*Items*:

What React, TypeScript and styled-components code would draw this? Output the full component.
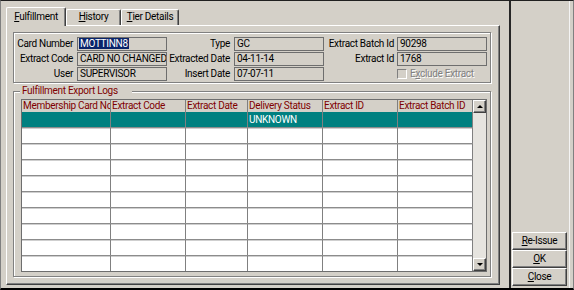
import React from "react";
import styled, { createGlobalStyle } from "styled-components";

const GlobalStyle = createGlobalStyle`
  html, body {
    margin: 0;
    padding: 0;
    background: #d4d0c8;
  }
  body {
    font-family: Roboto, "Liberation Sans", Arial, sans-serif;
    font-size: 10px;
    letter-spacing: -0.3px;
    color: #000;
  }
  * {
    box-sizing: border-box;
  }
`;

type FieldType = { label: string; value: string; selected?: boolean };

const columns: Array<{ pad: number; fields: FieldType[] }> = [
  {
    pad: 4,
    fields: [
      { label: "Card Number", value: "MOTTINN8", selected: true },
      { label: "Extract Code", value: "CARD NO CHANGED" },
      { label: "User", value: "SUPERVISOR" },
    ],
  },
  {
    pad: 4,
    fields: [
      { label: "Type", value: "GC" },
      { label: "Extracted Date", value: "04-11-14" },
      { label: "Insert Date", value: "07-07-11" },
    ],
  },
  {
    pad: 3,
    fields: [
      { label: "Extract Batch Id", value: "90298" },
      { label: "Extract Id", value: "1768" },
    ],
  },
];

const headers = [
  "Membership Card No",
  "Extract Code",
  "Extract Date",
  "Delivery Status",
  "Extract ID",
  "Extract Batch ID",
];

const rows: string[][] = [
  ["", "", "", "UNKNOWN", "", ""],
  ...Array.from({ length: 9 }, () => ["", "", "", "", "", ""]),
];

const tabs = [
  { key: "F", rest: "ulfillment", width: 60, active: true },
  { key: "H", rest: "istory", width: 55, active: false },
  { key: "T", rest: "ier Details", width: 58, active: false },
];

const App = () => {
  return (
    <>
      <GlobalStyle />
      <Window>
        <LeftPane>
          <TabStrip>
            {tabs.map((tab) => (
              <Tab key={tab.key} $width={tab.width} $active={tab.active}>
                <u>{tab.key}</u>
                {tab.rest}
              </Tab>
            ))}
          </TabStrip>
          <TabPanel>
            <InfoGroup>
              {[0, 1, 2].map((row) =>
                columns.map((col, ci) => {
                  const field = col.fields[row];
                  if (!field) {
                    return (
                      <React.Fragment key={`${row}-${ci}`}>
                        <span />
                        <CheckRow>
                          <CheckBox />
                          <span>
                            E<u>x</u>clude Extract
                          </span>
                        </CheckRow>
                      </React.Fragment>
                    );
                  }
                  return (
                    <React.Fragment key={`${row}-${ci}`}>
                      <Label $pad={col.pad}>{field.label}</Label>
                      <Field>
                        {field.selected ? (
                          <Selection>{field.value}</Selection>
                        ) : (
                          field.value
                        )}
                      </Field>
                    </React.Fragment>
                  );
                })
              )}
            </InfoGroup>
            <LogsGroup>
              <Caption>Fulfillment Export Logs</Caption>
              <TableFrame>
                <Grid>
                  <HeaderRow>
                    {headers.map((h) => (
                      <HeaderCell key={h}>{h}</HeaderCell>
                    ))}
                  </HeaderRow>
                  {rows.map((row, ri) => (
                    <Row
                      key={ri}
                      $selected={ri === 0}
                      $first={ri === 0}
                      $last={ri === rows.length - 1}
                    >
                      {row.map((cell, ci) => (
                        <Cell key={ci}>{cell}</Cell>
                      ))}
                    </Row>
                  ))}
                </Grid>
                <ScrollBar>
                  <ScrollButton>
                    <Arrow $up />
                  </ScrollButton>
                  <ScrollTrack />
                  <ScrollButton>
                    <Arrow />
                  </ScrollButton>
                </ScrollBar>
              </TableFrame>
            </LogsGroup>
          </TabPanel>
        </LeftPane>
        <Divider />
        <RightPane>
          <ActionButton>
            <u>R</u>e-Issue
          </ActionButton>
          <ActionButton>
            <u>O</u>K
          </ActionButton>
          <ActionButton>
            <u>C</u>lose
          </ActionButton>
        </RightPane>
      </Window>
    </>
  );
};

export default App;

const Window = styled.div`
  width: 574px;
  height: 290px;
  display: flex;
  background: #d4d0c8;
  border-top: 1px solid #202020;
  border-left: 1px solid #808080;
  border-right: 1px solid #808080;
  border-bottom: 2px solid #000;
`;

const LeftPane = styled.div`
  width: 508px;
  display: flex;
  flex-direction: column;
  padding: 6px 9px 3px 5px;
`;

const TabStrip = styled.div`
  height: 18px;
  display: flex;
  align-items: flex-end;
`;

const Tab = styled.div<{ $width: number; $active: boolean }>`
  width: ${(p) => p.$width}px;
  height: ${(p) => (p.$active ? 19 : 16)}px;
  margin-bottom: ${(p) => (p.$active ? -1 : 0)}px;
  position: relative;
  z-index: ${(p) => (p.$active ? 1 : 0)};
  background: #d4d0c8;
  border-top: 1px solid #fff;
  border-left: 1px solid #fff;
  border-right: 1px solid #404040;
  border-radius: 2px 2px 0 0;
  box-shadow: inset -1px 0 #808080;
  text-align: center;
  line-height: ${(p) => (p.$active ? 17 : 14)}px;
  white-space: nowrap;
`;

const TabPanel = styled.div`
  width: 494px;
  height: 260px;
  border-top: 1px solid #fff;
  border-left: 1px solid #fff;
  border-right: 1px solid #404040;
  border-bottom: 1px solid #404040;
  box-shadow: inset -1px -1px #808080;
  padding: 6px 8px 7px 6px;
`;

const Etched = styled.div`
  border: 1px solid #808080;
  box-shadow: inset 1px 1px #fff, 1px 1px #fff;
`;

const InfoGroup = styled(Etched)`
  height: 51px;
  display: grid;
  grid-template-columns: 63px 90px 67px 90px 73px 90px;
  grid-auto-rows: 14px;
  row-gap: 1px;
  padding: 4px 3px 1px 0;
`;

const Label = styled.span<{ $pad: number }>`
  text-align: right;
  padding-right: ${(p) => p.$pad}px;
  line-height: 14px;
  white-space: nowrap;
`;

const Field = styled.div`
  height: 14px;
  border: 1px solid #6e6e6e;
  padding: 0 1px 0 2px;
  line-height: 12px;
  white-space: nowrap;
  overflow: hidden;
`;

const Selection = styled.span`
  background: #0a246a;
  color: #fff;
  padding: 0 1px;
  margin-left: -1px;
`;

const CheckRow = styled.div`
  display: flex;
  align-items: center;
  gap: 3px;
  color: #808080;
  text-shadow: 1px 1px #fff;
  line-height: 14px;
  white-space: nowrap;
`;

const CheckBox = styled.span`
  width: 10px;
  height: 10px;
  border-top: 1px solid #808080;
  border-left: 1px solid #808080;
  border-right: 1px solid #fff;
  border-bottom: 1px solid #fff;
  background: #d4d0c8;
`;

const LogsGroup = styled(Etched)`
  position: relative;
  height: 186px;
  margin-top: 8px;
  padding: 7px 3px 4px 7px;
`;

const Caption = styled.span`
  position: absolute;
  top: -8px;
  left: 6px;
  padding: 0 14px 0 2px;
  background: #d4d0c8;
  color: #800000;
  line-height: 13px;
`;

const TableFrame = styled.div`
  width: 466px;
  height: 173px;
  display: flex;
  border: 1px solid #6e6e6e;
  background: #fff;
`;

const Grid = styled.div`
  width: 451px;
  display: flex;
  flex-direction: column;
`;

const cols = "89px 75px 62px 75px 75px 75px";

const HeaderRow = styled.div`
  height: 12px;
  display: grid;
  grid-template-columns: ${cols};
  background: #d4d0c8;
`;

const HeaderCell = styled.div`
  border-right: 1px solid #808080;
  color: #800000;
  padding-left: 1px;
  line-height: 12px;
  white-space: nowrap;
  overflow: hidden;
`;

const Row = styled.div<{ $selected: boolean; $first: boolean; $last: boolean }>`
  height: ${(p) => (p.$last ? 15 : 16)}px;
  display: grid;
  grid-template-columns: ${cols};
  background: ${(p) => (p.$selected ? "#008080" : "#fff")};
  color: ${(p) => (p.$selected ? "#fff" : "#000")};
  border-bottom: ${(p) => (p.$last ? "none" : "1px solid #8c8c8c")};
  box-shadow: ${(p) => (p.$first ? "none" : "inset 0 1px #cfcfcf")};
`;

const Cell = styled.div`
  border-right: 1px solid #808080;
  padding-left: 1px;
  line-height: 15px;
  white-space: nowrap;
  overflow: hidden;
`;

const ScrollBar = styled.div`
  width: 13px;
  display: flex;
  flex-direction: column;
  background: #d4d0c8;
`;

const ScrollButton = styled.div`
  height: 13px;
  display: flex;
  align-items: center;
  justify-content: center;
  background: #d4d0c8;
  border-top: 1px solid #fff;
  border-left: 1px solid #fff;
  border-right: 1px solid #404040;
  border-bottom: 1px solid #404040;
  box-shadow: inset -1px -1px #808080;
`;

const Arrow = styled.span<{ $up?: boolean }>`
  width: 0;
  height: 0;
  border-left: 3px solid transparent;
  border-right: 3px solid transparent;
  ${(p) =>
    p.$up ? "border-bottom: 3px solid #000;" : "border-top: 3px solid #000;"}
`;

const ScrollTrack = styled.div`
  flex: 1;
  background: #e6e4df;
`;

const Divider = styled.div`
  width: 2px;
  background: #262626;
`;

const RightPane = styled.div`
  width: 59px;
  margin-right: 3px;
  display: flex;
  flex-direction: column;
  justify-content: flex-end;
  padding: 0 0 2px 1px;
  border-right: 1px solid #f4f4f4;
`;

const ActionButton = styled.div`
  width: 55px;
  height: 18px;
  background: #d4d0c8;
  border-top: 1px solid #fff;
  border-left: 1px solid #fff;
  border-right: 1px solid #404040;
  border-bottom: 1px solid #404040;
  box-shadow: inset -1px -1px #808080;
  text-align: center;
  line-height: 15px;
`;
==
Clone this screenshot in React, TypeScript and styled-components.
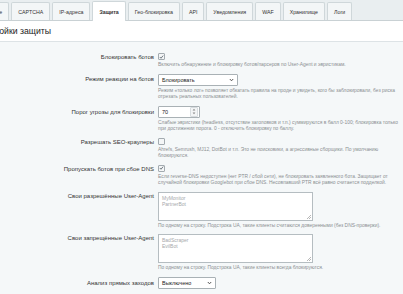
---
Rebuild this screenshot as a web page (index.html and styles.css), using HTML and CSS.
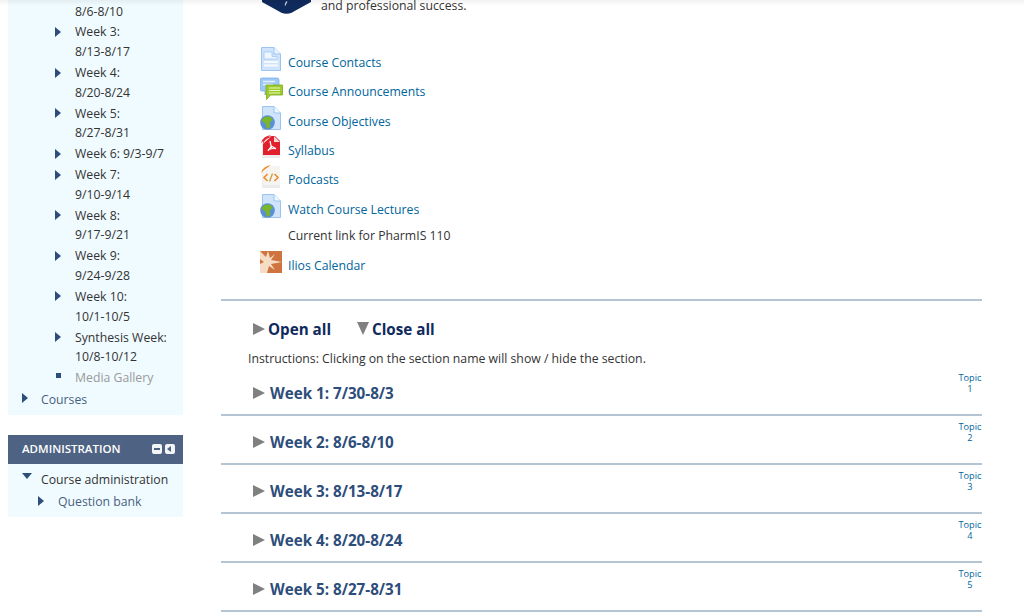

*What is asked*:
Within the entries above, give again exactly the lines starting at the one that contains "What React, TypeScript" and ending at the one that contains "string; value: string;", leaving out the pictures.

*Final result*:
What React, TypeScript and styled-components code would draw this? Output the full component.
import React from "react";
import styled, { createGlobalStyle } from "styled-components";

const GlobalStyle = createGlobalStyle`
  html, body {
    margin: 0;
    padding: 0;
    background: #d4d0c8;
  }
  body {
    font-family: Roboto, "Liberation Sans", Arial, sans-serif;
    font-size: 10px;
    letter-spacing: -0.3px;
    color: #000;
  }
  * {
    box-sizing: border-box;
  }
`;

type FieldType = { label: string; value: string; selected?: boolean };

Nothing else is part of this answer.